Nyanza Light Metals chief executive Donovan Chimhandamba Picture: Supplied Nyanza Light Metals chief executive Donovan Chimhandamba Picture: Supplied
Durban – Construction of a R4.5 billion chemical plant in Richards Bay could start as soon as July, provided the national Covid-19 lockdown has eased to level 1.
Nyanza Light Metals chief executive Donovan Chimhandamba said this week that a call for tenders for the construction of the pilot phase of the development would be issued as soon as the country moved to level 2.
Chimhandamba said the plant, which had been allocated 67 hectares in Phase 1 F of the Richards Bay Industrial Development Zone (RBIDZ), would annually produce about 80 000 tons of titanium dioxide (TiO2) pigment, which is used in coatings and paint.
He said about 30% of production would supply the local market as the only local producer, freeing the country from imports, while the balance would be exported to Europe, the rest of Africa and the Far East.
The project is expected to create about 1 200 construction jobs and 550 permanent jobs, including 300 skilled positions, upon completion.
Chimhandamba said it had taken around 10 years to bring the project to the construction phase following local and international tests using raw materials.
He said the team had used waste titanium slag which had been stockpiled at Evraz Highveld Steel and Vanadium in Witbank since 1965.
There is about 45 million tons of slag, which contains about 30% TiO2 and equates to about 200 years of production.
“We started it from scratch and had no idea whether we’d be able to do it or not. We were trying to use raw material we’d never used before and we piloted it to prove we could do it,” he said.
“The conventional titanium sources are rutile (85% TiO2) from Richards Bay Minerals and ilmenite (40-60% TiO2) from the likes of Kenmare Resources and other miners.
“Our plant will blend the Evraz Highveld Steel Waste Slag with the conventional sources to achieve various pigment grades as required by a specific customer,” he said.
Chimhandamba said the use of the slag would provide the firm with a competitive advantage as the cost of the raw material was basically the logistics expense to transport it to the plant.
He said the firm initially ran tests with Mintek SA before running larger pilot trials with Avertana in New Zealand.
He said phase one of the wholly South African-owned project would include the building of a 10 000m² Technical Services Centre which would produce 150 tons a year for customer product trials.

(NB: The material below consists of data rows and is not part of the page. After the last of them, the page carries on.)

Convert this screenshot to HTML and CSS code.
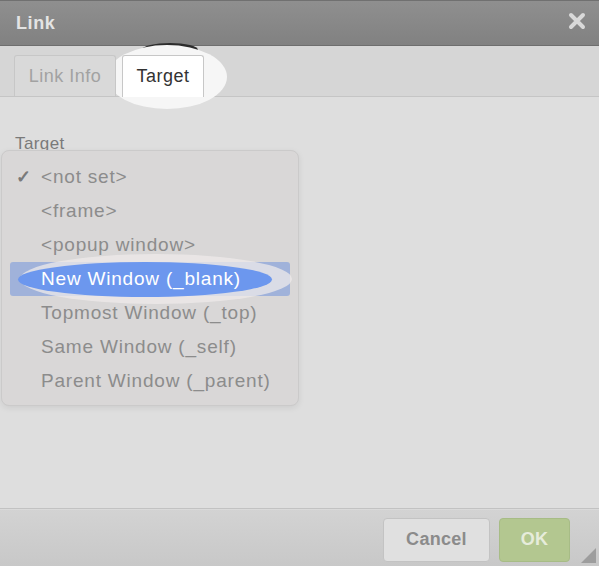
FILE: index.html
```html
<!DOCTYPE html>
<html lang="en">
<head>
    <meta charset="UTF-8">
    <title>Link</title>
    <link rel="stylesheet" href="styles.css">
</head>
<body>
    <div class="dialog">
        <div class="titlebar">
            <h1>Link</h1>
            <svg class="close" width="18" height="18" viewBox="0 0 18 18">
                <path d="M3 3 L15 15 M15 3 L3 15" stroke="#d9d9d9" stroke-width="4" stroke-linecap="round"/>
            </svg>
        </div>
        <div class="tabs">
            <div class="tab">Link Info</div>
            <div class="tab active">Target</div>
            <div class="tab-shadow"></div>
            <div class="tab-spot"></div>
        </div>
        <div class="content">
            <label class="field-label">Target</label>
            <ul class="menu">
                <li><span class="check">&#10003;</span>&lt;not set&gt;</li>
                <li>&lt;frame&gt;</li>
                <li>&lt;popup window&gt;</li>
                <li class="selected"><span class="spot"></span><span class="spot-inner"></span><span class="text">New Window (_blank)</span></li>
                <li>Topmost Window (_top)</li>
                <li>Same Window (_self)</li>
                <li>Parent Window (_parent)</li>
            </ul>
        </div>
        <div class="footer">
            <button class="btn cancel">Cancel</button>
            <button class="btn ok">OK</button>
            <span class="resize"></span>
        </div>
    </div>
</body>
</html>
```

FILE: styles.css
```css
* {
    margin: 0;
    padding: 0;
    box-sizing: border-box;
}

body {
    font-family: "Liberation Sans", Arial, sans-serif;
    width: 599px;
    height: 566px;
    overflow: hidden;
    background: #dedede;
}

.dialog {
    display: flex;
    flex-direction: column;
    height: 566px;
    position: relative;
}

.titlebar {
    height: 46px;
    display: flex;
    align-items: center;
    justify-content: space-between;
    padding: 0 13px 0 16px;
    background: linear-gradient(#8f8f8f, #818181);
    border-top: 1px solid #707070;
    border-bottom: 1px solid #6e6e6e;
}

.titlebar h1 {
    font-size: 18px;
    font-weight: bold;
    letter-spacing: 0.6px;
    color: #e4e4e4;
}

.close {
    margin-top: -5px;
}

.tabs {
    height: 51px;
    display: flex;
    align-items: flex-end;
    gap: 6px;
    padding-left: 14px;
    background: #d6d6d6;
    border-bottom: 1px solid #c5c5c5;
    position: relative;
}

.tab {
    width: 102px;
    height: 41px;
    display: flex;
    align-items: center;
    justify-content: center;
    font-size: 18px;
    letter-spacing: 0.5px;
    color: #a2a2a2;
    background: #d9d9d9;
    border: 1px solid #c7c7c7;
    border-bottom: none;
    border-radius: 3px 3px 0 0;
    position: relative;
    z-index: 3;
}

.tab.active {
    width: 82px;
    color: #333;
    background: #fff;
    height: 42px;
    margin-bottom: -1px;
}

.tab-shadow {
    position: absolute;
    left: 142px;
    top: -3px;
    width: 56px;
    height: 14px;
    border-radius: 50%;
    background: #2c2c2c;
    z-index: 1;
}

.tab-spot {
    position: absolute;
    left: 107px;
    top: -1px;
    width: 120px;
    height: 64px;
    border-radius: 50%;
    background: #f6f6f6;
    z-index: 2;
}

.content {
    flex: 1;
    position: relative;
    background: #dedede;
}

.field-label {
    display: block;
    margin: 37px 0 0 15px;
    font-size: 17px;
    letter-spacing: 0.4px;
    color: #7a7a7a;
}

.menu {
    position: absolute;
    left: 1px;
    top: 53px;
    width: 298px;
    height: 256px;
    list-style: none;
    padding-top: 9px;
    background: #d9d7d7;
    border: 1px solid #cbcaca;
    border-radius: 8px;
    box-shadow: 0 2px 6px rgba(0, 0, 0, 0.08);
}

.menu li {
    height: 34px;
    line-height: 34px;
    padding-left: 39px;
    font-size: 19px;
    letter-spacing: 0.8px;
    color: #8c8c8c;
    position: relative;
}

.check {
    position: absolute;
    left: 14px;
    font-size: 18px;
    font-weight: bold;
    color: #7a7a7a;
}

.menu li.selected {
    margin: 0 8px;
    padding-left: 31px;
    background: #a0b2da;
    border-radius: 3px;
    color: #fff;
}

.spot {
    position: absolute;
    left: 10px;
    top: -8px;
    width: 272px;
    height: 50px;
    border-radius: 50%;
    background: rgba(238, 233, 233, 0.75);
}

.spot-inner {
    position: absolute;
    left: 8px;
    top: 0;
    width: 254px;
    height: 35px;
    border-radius: 50%;
    background: #6c97ee;
}

.selected .text {
    position: relative;
}

.footer {
    height: 58px;
    display: flex;
    align-items: center;
    justify-content: flex-end;
    gap: 9px;
    padding: 0 29px 0 0;
    background: linear-gradient(#d3d3d3, #c8c8c8);
    border-top: 1px solid #c2c2c2;
    box-shadow: inset 0 1px 0 #dadada;
    position: relative;
}

.btn {
    height: 44px;
    margin-top: 4px;
    font-family: "Liberation Sans", Arial, sans-serif;
    font-size: 18px;
    font-weight: bold;
    letter-spacing: 0.3px;
    border-radius: 4px;
}

.cancel {
    width: 107px;
    color: #8b8b8b;
    background: #e0e0e0;
    border: 1px solid #c3c3c3;
}

.ok {
    width: 71px;
    color: #e6ecdb;
    background: #b3c790;
    border: 1px solid #a7bc86;
}

.resize {
    position: absolute;
    right: 3px;
    bottom: 3px;
    width: 0;
    height: 0;
    border-left: 15px solid transparent;
    border-bottom: 15px solid #9d9d9d;
}
```
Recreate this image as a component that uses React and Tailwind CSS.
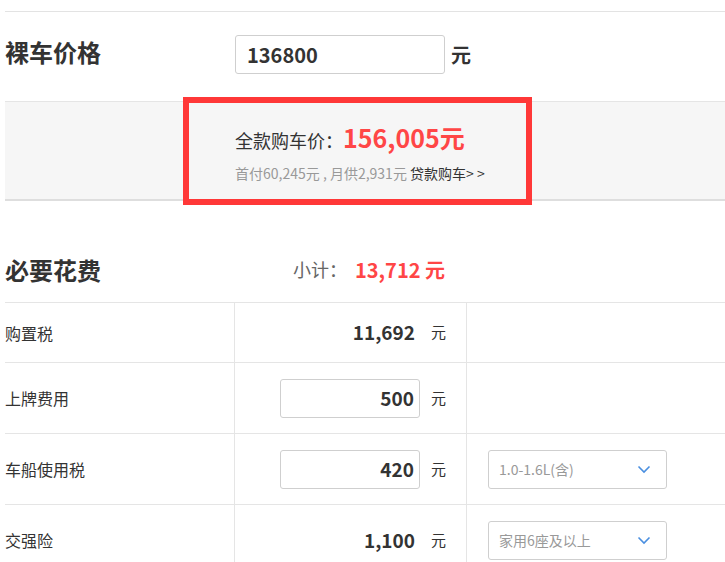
import React from "react";

const font = { fontFamily: '"Noto Sans CJK SC", "Noto Sans", sans-serif' };

function Chevron() {
  return (
    <svg width="14" height="9" viewBox="0 0 14 9" fill="none">
      <path d="M1.5 1.5 L7 7 L12.5 1.5" stroke="#4a8fe0" strokeWidth="1.6" />
    </svg>
  );
}

function Select({ text }) {
  return (
    <div className="flex h-[39px] w-[179px] items-center justify-between rounded-[3px] border border-[#cfcfcf] bg-white pl-[10px] pr-[15px] text-[14px] text-[#999]">
      <span>{text}</span>
      <Chevron />
    </div>
  );
}

function Row({ label, value, input, select, h }) {
  return (
    <div className={`grid grid-cols-[229px_232px_1fr] border-b border-[#e5e5e5] ${h}`}>
      <div className="flex items-center text-[16px] text-[#333]">{label}</div>
      <div className="flex items-center justify-end border-l border-[#e5e5e5] pr-[20px]">
        {input ? (
          <div className="flex h-[39px] w-[140px] items-center justify-end rounded-[3px] border border-[#cfcfcf] pr-[5px] text-[19px] font-bold text-[#333]">
            {value}
          </div>
        ) : (
          <div className="pr-[5px] text-[19px] font-bold text-[#333]">{value}</div>
        )}
        <span className="ml-[11px] text-[15px] text-[#333]">元</span>
      </div>
      <div className="flex items-center border-l border-[#e5e5e5] pl-[21px]">
        {select && <Select text={select} />}
      </div>
    </div>
  );
}

export default function App() {
  return (
    <div className="relative h-[562px] w-[725px] overflow-hidden bg-white" style={font}>
      <div className="ml-[5px] pt-[11px]">
        <div className="border-t border-[#e3e3e3]" />
        <div className="flex h-[89px] items-center pb-[4px]">
          <div className="-mt-[6px] w-[230px] text-[24px] font-bold text-[#333]">裸车价格</div>
          <div className="flex h-[39px] w-[210px] items-center rounded-[3px] border border-[#cfcfcf] pl-[11px] text-[20px] font-bold text-[#333]">
            136800
          </div>
          <span className="ml-[6px] text-[20px] font-bold text-[#333]">元</span>
        </div>
        <div className="flex h-[100px] flex-col justify-center border-t border-[#e5e5e5] border-b-2 border-b-[#dedede] bg-[#f6f6f6] pl-[230px] pt-[2px]">
          <div className="flex items-baseline">
            <span className="text-[18px] text-[#333]">全款购车价：</span>
            <span className="text-[25px] font-bold text-[#ff4646]">156,005元</span>
          </div>
          <div className="mt-[6px] text-[14px] text-[#999]">
            首付60,245元 , 月供2,931元 <span className="text-[#333]">贷款购车&gt; &gt;</span>
          </div>
        </div>
        <div className="flex h-[101px] items-center pt-[36px]">
          <div className="w-[288px] text-[24px] font-bold text-[#333]">必要花费</div>
          <span className="text-[18px] text-[#666]">小计：</span>
          <span className="ml-[8px] text-[20px] font-bold text-[#ff4646]">13,712 元</span>
        </div>
        <div className="border-t border-[#e5e5e5]">
          <Row label="购置税" value="11,692" h="h-[60px]" />
          <Row label="上牌费用" value="500" input h="h-[71px]" />
          <Row label="车船使用税" value="420" input select="1.0-1.6L(含)" h="h-[71px]" />
          <Row label="交强险" value="1,100" select="家用6座及以上" h="h-[71px]" />
        </div>
      </div>
      <div className="absolute left-[183px] top-[97px] h-[108px] w-[349px] border-[6px] border-[#ff3838]" />
    </div>
  );
}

The centre would create about 40 permanent jobs and 80 to 100 construction jobs.
Construction on phase two of the project, which includes the building of the main plant, was expected to begin in late 2021.
He said the plant would produce just under 1% of the global volumes and was expected to generate revenue of around $250 million (R4.3 billion) a year.

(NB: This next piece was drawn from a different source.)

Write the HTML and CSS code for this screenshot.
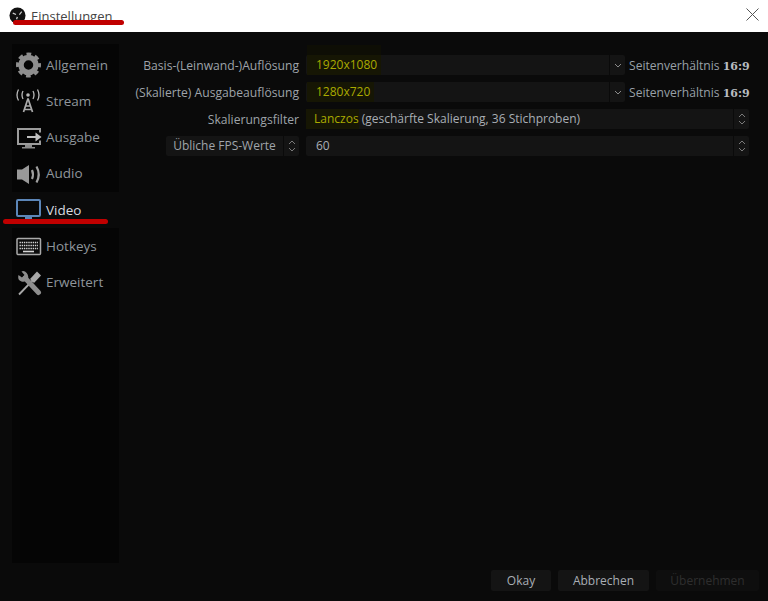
FILE: index.html
```html
<!DOCTYPE html>
<html lang="de">
<head>
<meta charset="utf-8">
<title>Einstellungen</title>
<link rel="stylesheet" href="styles.css">
</head>
<body>
<div class="window">
  <header class="titlebar">
    <svg class="logo" viewBox="0 0 18 18"><circle cx="9" cy="9" r="8.500" fill="#111"/><path d="M4 6.500 7.500 8M13.500 5 11 8M8 13 9 10" stroke="#d0d0d0" stroke-width="1.300" fill="none"/><circle cx="9" cy="9" r="1.500" fill="#111"/></svg>
    <span class="title">Einstellungen</span>
    <span class="mark mark-title"></span>
    <svg class="close" viewBox="0 0 13 13"><path d="M.5.5l12 12M12.500.5l-12 12" stroke="#555" stroke-width="1" fill="none"/></svg>
  </header>
  <main class="content">
    <div class="columns">
      <nav class="sidebar">
        <div class="nav-item">
          <svg class="icon" viewBox="0 0 28 28"><circle cx="13.500" cy="14" r="7.500" stroke="#8e8e8e" stroke-width="5.500" fill="none"/><circle cx="13.500" cy="14" r="10.500" stroke="#8e8e8e" stroke-width="4" stroke-dasharray="4.500 3.750" stroke-dashoffset="2.250" fill="none"/></svg>
          <span>Allgemein</span>
        </div>
        <div class="nav-item">
          <svg class="icon" viewBox="0 0 28 28"><circle cx="13" cy="8" r="1.800" fill="#b8b8b8"/><path d="M8 4q-2 4 0 8M18 4q2 4 0 8M3.500 2.500q-3 5.500 0 11M22.500 2.500q3 5.500 0 11" stroke="#b8b8b8" stroke-width="1.300" fill="none"/><path d="M13 11.500 8.500 25M13 11.500 17.500 25M10.500 19h5M9.500 22.500h7" stroke="#aaa" stroke-width="1.700" fill="none"/></svg>
          <span>Stream</span>
        </div>
        <div class="nav-item">
          <svg class="icon" viewBox="0 0 28 28"><path d="M25 9.500V6H3v15h22v-3.500" stroke="#9c9c9c" stroke-width="2" fill="none"/><path d="M12 14h11" stroke="#c0c0c0" stroke-width="2" fill="none"/><path d="M20.500 9.500l6 4.500-6 4.500z" fill="#c0c0c0"/><path d="M10 22h7v2h3v1.500H7V24h3z" fill="#8c8c8c"/></svg>
          <span>Ausgabe</span>
        </div>
        <div class="nav-item">
          <svg class="icon" viewBox="0 0 28 28"><path fill="#999" d="M2 10.500h5L14 6v19l-7-4.500H2z"/><path d="M17 11q2 4.500 0 9M21.500 7.500q4.500 8 0 16" stroke="#a0a0a0" stroke-width="2.200" fill="none"/></svg>
          <span>Audio</span>
        </div>
        <div class="nav-item nav-active">
          <svg class="icon" viewBox="0 0 28 28"><rect x="2" y="4" width="23" height="16" rx="1" fill="#0a0a0a" stroke="#5c86b8" stroke-width="2"/><path d="M10 21h7v2h-7z" fill="#5c86b8"/></svg>
          <span>Video</span>
          <span class="mark mark-nav"></span>
        </div>
        <div class="nav-item">
          <svg class="icon" viewBox="0 0 28 28"><rect x="2" y="6.500" width="23.500" height="16" rx="1" fill="#0c0c0c" stroke="#aaa" stroke-width="1.500"/><path d="M4.500 10.500h18.500M4.500 13.500h18.500M4.500 16.500h18.500" stroke="#d6d6d6" stroke-width="1.700" stroke-dasharray="1.400 .8"/><path d="M8 19.500h11" stroke="#d6d6d6" stroke-width="1.600"/></svg>
          <span>Hotkeys</span>
        </div>
        <div class="nav-item">
          <svg class="icon" viewBox="0 0 28 28"><path d="M24 5.500 17 13" stroke="#a8a8a8" stroke-width="5.500" fill="none"/><path d="M18 12 4 26.500" stroke="#a8a8a8" stroke-width="1.800" fill="none"/><path d="M10 10 23.500 24.500" stroke="#8e8e8e" stroke-width="5" stroke-linecap="round" fill="none"/><path d="M6.500 3.500 9.500 7l-2.500 2.500L3.500 7Q2 12 6.500 13.500 11 14.500 13 11 14 6 10 3.500 8 2.500 6.500 3.500z" fill="#8e8e8e"/></svg>
          <span>Erweitert</span>
        </div>
      </nav>
      <section class="form">
        <div class="row">
          <label class="label">Basis-(Leinwand-)Auflösung</label>
          <div class="combo combo-short"><span class="combo-text"><mark class="hl hl-tall">1920x1080</mark></span><span class="arrow"><svg viewBox="0 0 8 5"><path d="M1 1l3 3 3-3" stroke="#8a8a8a" fill="none"/></svg></span></div>
          <span class="ratio">Seitenverhältnis <b>16:9</b></span>
        </div>
        <div class="row">
          <label class="label">(Skalierte) Ausgabeauflösung</label>
          <div class="combo combo-short"><span class="combo-text"><mark class="hl">1280x720</mark></span><span class="arrow"><svg viewBox="0 0 8 5"><path d="M1 1l3 3 3-3" stroke="#8a8a8a" fill="none"/></svg></span></div>
          <span class="ratio">Seitenverhältnis <b>16:9</b></span>
        </div>
        <div class="row">
          <label class="label">Skalierungsfilter</label>
          <div class="combo"><span class="combo-text combo-tight"><mark class="hl hl-tight">Lanczos</mark> (geschärfte Skalierung, 36 Stichproben)</span><span class="spin"><svg viewBox="0 0 8 12"><path d="M1 4l3-3 3 3M1 8l3 3 3-3" stroke="#7a7a7a" fill="none"/></svg></span></div>
        </div>
        <div class="row">
          <div class="label-cell">
            <div class="fps-select"><span class="fps-text">Übliche FPS-Werte</span><span class="spin"><svg viewBox="0 0 8 12"><path d="M1 4l3-3 3 3M1 8l3 3 3-3" stroke="#7a7a7a" fill="none"/></svg></span></div>
          </div>
          <div class="combo"><span class="combo-text">60</span><span class="spin"><svg viewBox="0 0 8 12"><path d="M1 4l3-3 3 3M1 8l3 3 3-3" stroke="#7a7a7a" fill="none"/></svg></span></div>
        </div>
      </section>
    </div>
    <footer class="buttons">
      <button class="btn btn-okay">Okay</button>
      <button class="btn btn-cancel">Abbrechen</button>
      <button class="btn btn-apply">Übernehmen</button>
    </footer>
  </main>
</div>
</body>
</html>
```
FILE: styles.css
```css
* { box-sizing: border-box; }
html, body { margin: 0; height: 100%; }
body { background: #0a0a0a; font-family: "Open Sans", "Noto Sans", sans-serif; font-size: 12px; color: #a9aeb4; overflow: hidden; }
.window { width: 768px; height: 601px; display: flex; flex-direction: column; }
.titlebar { position: relative; height: 32px; background: #fff; display: flex; align-items: center; padding: 0 9px 1px; flex: none; }
.logo { width: 17px; height: 17px; flex: none; }
.title { margin-left: 5px; font-size: 13px; color: #444; }
.close { position: absolute; left: 746px; top: 8px; width: 13px; height: 13px; }
.mark { position: absolute; background: #c00000; border-radius: 3px; height: 5px; z-index: 2; }
.mark-title { left: 13px; top: 20px; width: 111px; }
.mark-nav { left: -9px; top: 27px; width: 105px; }
.content { flex: 1; display: flex; flex-direction: column; padding: 12px 8px 8px 12px; min-height: 0; }
.columns { height: 519px; display: flex; flex: none; }
.sidebar { width: 107px; background: #050505; padding-top: 3px; flex: none; }
.nav-item { position: relative; height: 36px; display: flex; align-items: center; padding-left: 3px; font-size: 13.500px; color: #8f959b; }
.nav-active { margin-top: 1px; background: #0a0a0a; color: #d8dce0; }
.icon { width: 28px; height: 28px; flex: none; margin-right: 3px; }
.form { flex: 1; padding-top: 11px; display: flex; flex-direction: column; gap: 7px; }
.row { display: flex; align-items: center; height: 20px; }
.label { width: 180px; text-align: right; margin-right: 7px; color: #9ea3a9; font-size: 12.150px; white-space: nowrap; flex: none; }
.label-cell { width: 180px; margin-right: 7px; display: flex; justify-content: flex-end; flex: none; }
.combo { height: 20px; width: 443px; background: #141414; border-radius: 2px; display: flex; flex: none; }
.combo-short { width: 319px; }
.combo-text { flex: 1; padding-left: 10px; line-height: 20px; color: #a9aeb4; font-size: 12px; white-space: nowrap; }
.combo-tight { padding-left: 8px; }
.hl { position: relative; color: #aaaa00; background: #161604; display: inline-block; margin-left: -9px; padding: 0 4px 0 9px; }
.hl-tight { margin-left: -8px; padding: 0 0 0 8px; }
.hl-tall::before { content: ""; position: absolute; left: 0; right: 0; top: -10px; height: 10px; background: #0e0e05; }
.arrow, .spin { width: 16px; display: flex; align-items: center; justify-content: center; border-left: 1px solid #0a0a0a; flex: none; }
.arrow svg { width: 8px; height: 5px; }
.spin svg { width: 8px; height: 12px; }
.ratio { margin-left: 4px; color: #98a0a8; font-size: 12.100px; white-space: nowrap; }
.ratio b { font-family: "DejaVu Serif", serif; font-size: 11px; color: #b8bcc0; }
.fps-select { width: 133px; height: 20px; background: #141414; border-radius: 2px; display: flex; }
.fps-text { flex: 1; text-align: center; line-height: 20px; font-size: 12px; white-space: nowrap; color: #a0a5ab; }
.buttons { display: flex; justify-content: flex-end; gap: 7px; margin-top: 7px; padding-right: 1px; }
.btn { height: 21px; padding: 0; border: 0; border-radius: 2px; background: #141414; color: #a9aeb4; font: 12px "Open Sans", "Noto Sans", sans-serif; }
.btn-okay { width: 60px; }
.btn-cancel { width: 91px; }
.btn-apply { width: 103px; background: #0e0e0e; color: #2e2e2e; }
```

KZN MEC for Economic Development, Tourism and Environmental Affairs, Nomusa Dube-Ncube, said work on the RBIDZ would begin as soon as the country moved to level 1.
“Investors are interested in RBIDZ because the entity shares its borders with three neighbouring African states of Mozambique, Lesotho and Swaziland, thereby facilitating trade with these nations,” she said.
She said other benefits were strong road and rail links through neighbouring countries, and expansive port and airport infrastructure.
“As part of the economic recovery plan, we’re supporting the RBIDZ to stimulate these sectors and ultimately grow the provincial economy.
"The entity is working with the private sector and forming partnerships with neighbouring provinces and other countries in the SADC region.”